Are you a pickle nut like me? Then you need to make this soup, like right now. I did not know dill pickle soup existed until my family went to a restaurant called The Fountain on Locust for my sister’s birthday a few months back. It’s one of their specialties. Thick and creamy from the potatoes, with lots of saltiness from the pickles, and the fresh tang of dill — it was clearly a dish I needed to add to my repertoire. I finally got around to making it. I like my version even more. ;)
(If you’re in St. Louis and looking for a fun restaurant, definitely check The Fountain on Locust out. It’s a soda fountain with neat art deco decor, a million delicious drinks, and a gluten-free menu.)
- olive oil for the pan
- 1/2 medium yellow onion, diced
- 2-3 cloves garlic, minced
- 3 medium Yukon Gold potatoes (1 1/2 pounds), cubed
- 2 1/2 cups gluten-free vegetable broth or water
- 1/2 cup pickle brine
- 8 ounces dill pickle spears (7-8 spears), diced + extra for garnish
- 1/2 cup chopped fresh dill + extra for garnish
- Heat a medium pot with a lid over medium heat. Lightly coat the bottom of the pot with oil. Add the onion and cook for 4-5 minutes, until softened. Add the garlic and cook until fragrant, around 30-60 seconds.

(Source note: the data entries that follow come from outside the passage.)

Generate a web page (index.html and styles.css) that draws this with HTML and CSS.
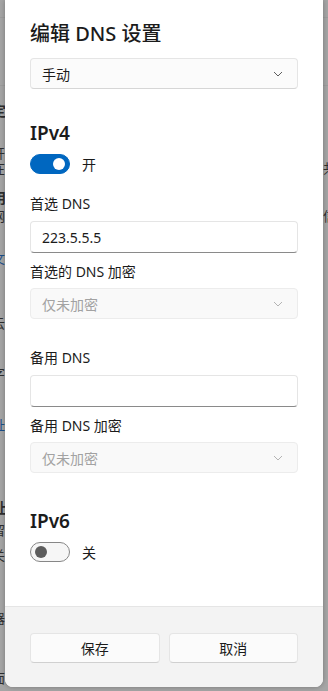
FILE: index.html
```html
<!DOCTYPE html>
<html lang="zh-CN">
<head>
<meta charset="UTF-8">
<meta name="viewport" content="width=device-width, initial-scale=1.0">
<title>编辑 DNS 设置</title>
<link rel="stylesheet" href="styles.css">
</head>
<body>
    <!-- settings page behind the dialog, mostly covered -->
    <div class="backdrop" aria-hidden="true">
        <div class="bd-row bd-line" style="height: 17px"></div>
        <div class="bd-row bd-line" style="height: 67px"></div>
        <div class="bd-row" style="height: 18px"></div>
        <div class="bd-row big" style="height: 42px"><span>定</span><span></span></div>
        <div class="bd-row" style="height: 15px"><span>开</span><span></span></div>
        <div class="bd-row" style="height: 30px"><span>在</span><span>共</span></div>
        <div class="bd-row big" style="height: 18px"><span>用</span><span></span></div>
        <div class="bd-row" style="height: 42px"><span>网</span><span>信</span></div>
        <div class="bd-row bd-link" style="height: 65px"><span>文</span><span></span></div>
        <div class="bd-row" style="height: 50px"><span>云</span><span></span></div>
        <div class="bd-row" style="height: 52px"><span>字</span><span></span></div>
        <div class="bd-row bd-link" style="height: 83px"><span>址</span><span></span></div>
        <div class="bd-row big" style="height: 22px"><span>址</span><span></span></div>
        <div class="bd-row" style="height: 25px"><span>留</span><span></span></div>
        <div class="bd-row" style="height: 63px"><span>关</span><span></span></div>
        <div class="bd-row" style="height: 25px"><span>器</span><span></span></div>
        <div class="bd-row" style="height: 35px"><span>S</span><span></span></div>
        <div class="bd-row"><span>面</span><span></span></div>
    </div>

    <div class="dialog">
        <div class="dialog-body">
            <h1 class="dialog-title">编辑 DNS 设置</h1>

            <div class="select mode">
                <span>手动</span>
                <svg class="chevron" width="10" height="6" viewBox="0 0 10 6"><path d="M1 1 L5 5 L9 1" fill="none" stroke="currentColor" stroke-width="1"/></svg>
            </div>

            <h2 class="section-title">IPv4</h2>
            <div class="toggle-row">
                <span class="toggle on"><span class="knob"></span></span>
                <span>开</span>
            </div>

            <label class="field-label first">首选 DNS</label>
            <div class="textbox">223.5.5.5</div>

            <label class="field-label">首选的 DNS 加密</label>
            <div class="select disabled">
                <span>仅未加密</span>
                <svg class="chevron" width="10" height="6" viewBox="0 0 10 6"><path d="M1 1 L5 5 L9 1" fill="none" stroke="currentColor" stroke-width="1"/></svg>
            </div>

            <label class="field-label spaced">备用 DNS</label>
            <div class="textbox"></div>

            <label class="field-label">备用 DNS 加密</label>
            <div class="select disabled">
                <span>仅未加密</span>
                <svg class="chevron" width="10" height="6" viewBox="0 0 10 6"><path d="M1 1 L5 5 L9 1" fill="none" stroke="currentColor" stroke-width="1"/></svg>
            </div>

            <h2 class="section-title ipv6">IPv6</h2>
            <div class="toggle-row">
                <span class="toggle"><span class="knob"></span></span>
                <span>关</span>
            </div>
        </div>

        <div class="dialog-footer">
            <button>保存</button>
            <button>取消</button>
        </div>
    </div>
</body>
</html>
```

FILE: styles.css
```css
body {
    margin: 0;
    height: 691px;
    overflow: hidden;
    position: relative;
    background-color: #a5a5a5;
    font-family: "Noto Sans", "Noto Sans CJK SC", sans-serif;
    color: #1b1b1b;
}

/* page behind the overlay */
.backdrop {
    position: absolute;
    inset: 0;
    display: flex;
    flex-direction: column;
    color: #2e2e2e;
}
.bd-row {
    display: flex;
    flex-shrink: 0;
    justify-content: space-between;
    margin: 0 -8px;
    font-size: 13px;
    line-height: 14px;
}
.bd-row.big {
    font-size: 14px;
    font-weight: 600;
}
.bd-line {
    border-bottom: 1px solid #9c9c9c;
}
.bd-link {
    color: #1d4f8a;
}

/* dialog */
.dialog {
    position: relative;
    margin-left: 5px;
    width: 318px;
    background-color: #fff;
    border-radius: 0 0 8px 8px;
    overflow: hidden;
    box-shadow: 0 0 5px rgba(0, 0, 0, 0.28);
}
.dialog-body {
    height: 606px;
    box-sizing: border-box;
    padding: 20px 25px 0;
}
.dialog-title {
    margin: 0;
    font-size: 20px;
    font-weight: 500;
    line-height: 28px;
}
.section-title {
    margin: 30px 0 0;
    font-size: 19px;
    font-weight: 600;
    line-height: 28px;
}
.section-title.ipv6 {
    margin-top: 34px;
}

.select,
.textbox {
    display: flex;
    align-items: center;
    justify-content: space-between;
    height: 31px;
    box-sizing: border-box;
    margin-top: 6px;
    padding: 0 14px 0 11px;
    border: 1px solid #e5e5e5;
    border-radius: 4px;
    background-color: #fbfbfb;
    font-size: 14px;
}
.select.mode {
    margin-top: 10px;
    border-bottom-color: #d6d6d6;
}
.textbox {
    height: 32px;
    margin-top: 7px;
    background-color: #fff;
    border-bottom-color: #8a8a8a;
}
.select.disabled {
    background-color: #f9f9f9;
    border-color: #ececec;
    color: #a2a2a2;
}
.chevron {
    color: #5e5e5e;
}
.select.disabled .chevron {
    color: #b4b4b4;
}

.field-label {
    display: block;
    margin-top: 9px;
    font-size: 14px;
    line-height: 20px;
}
.field-label.first {
    margin-top: 20px;
}
.field-label.spaced {
    margin-top: 29px;
}

.toggle-row {
    display: flex;
    align-items: center;
    gap: 12px;
    margin-top: 7px;
    height: 20px;
    font-size: 14px;
}
.toggle {
    display: flex;
    align-items: center;
    width: 40px;
    height: 20px;
    box-sizing: border-box;
    padding: 0 4px;
    border: 1px solid #878787;
    border-radius: 10px;
    background-color: #f6f6f6;
}
.toggle .knob {
    width: 12px;
    height: 12px;
    border-radius: 50%;
    background-color: #5d5d5d;
}
.toggle.on {
    justify-content: flex-end;
    border-color: #0067c0;
    background-color: #0067c0;
}
.toggle.on .knob {
    background-color: #fff;
}

.dialog-footer {
    display: flex;
    gap: 9px;
    padding: 26px 25px 24px;
    border-top: 1px solid #e5e5e5;
    background-color: #f3f3f3;
}
.dialog-footer button {
    flex: 1;
    height: 30px;
    border: 1px solid #e5e5e5;
    border-bottom-color: #d0d0d0;
    border-radius: 4px;
    background-color: #fbfbfb;
    font-family: "Noto Sans", "Noto Sans CJK SC", sans-serif;
    font-size: 14px;
    color: #1b1b1b;
}
```
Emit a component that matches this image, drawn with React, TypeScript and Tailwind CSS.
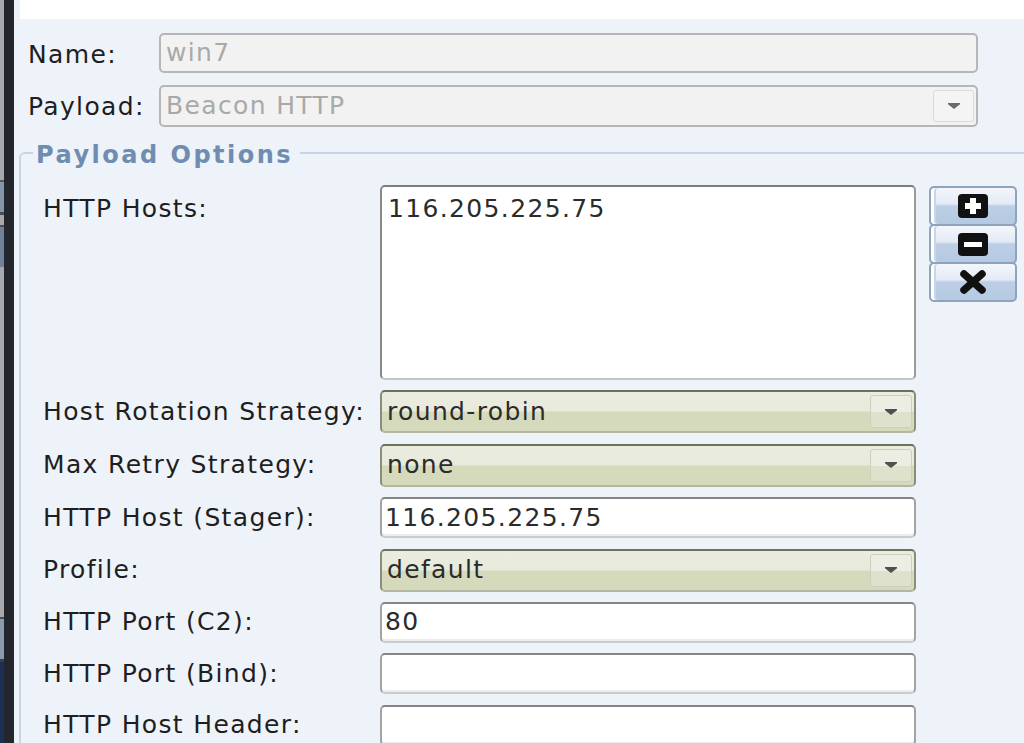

- Add the potatoes, broth or water, and pickle brine. Cover and bring to a boil. Reduce the heat to a simmer and cook until the potatoes are tender, 15-20 minutes.
- Pour the soup into a blender, or use an immersion blender to puree. If using a standing blender, remove the middle piece from the lid and cover with a towel to allow steam to escape while blending.
- Return the soup to the pot. Stir in the pickles and dill. Cook until heated through, about 5 minutes. Serve immediately, garnished with extra pickles or dill, if desired.
Remember that the pickles and brine are pretty salty, so you don’t want to use a really salty broth. I actually used these vegan boullion cubes at half strength.
When blending the soup, you want to stop when it is just pureed. The soup can end up kind of gummy if you blend it for too long.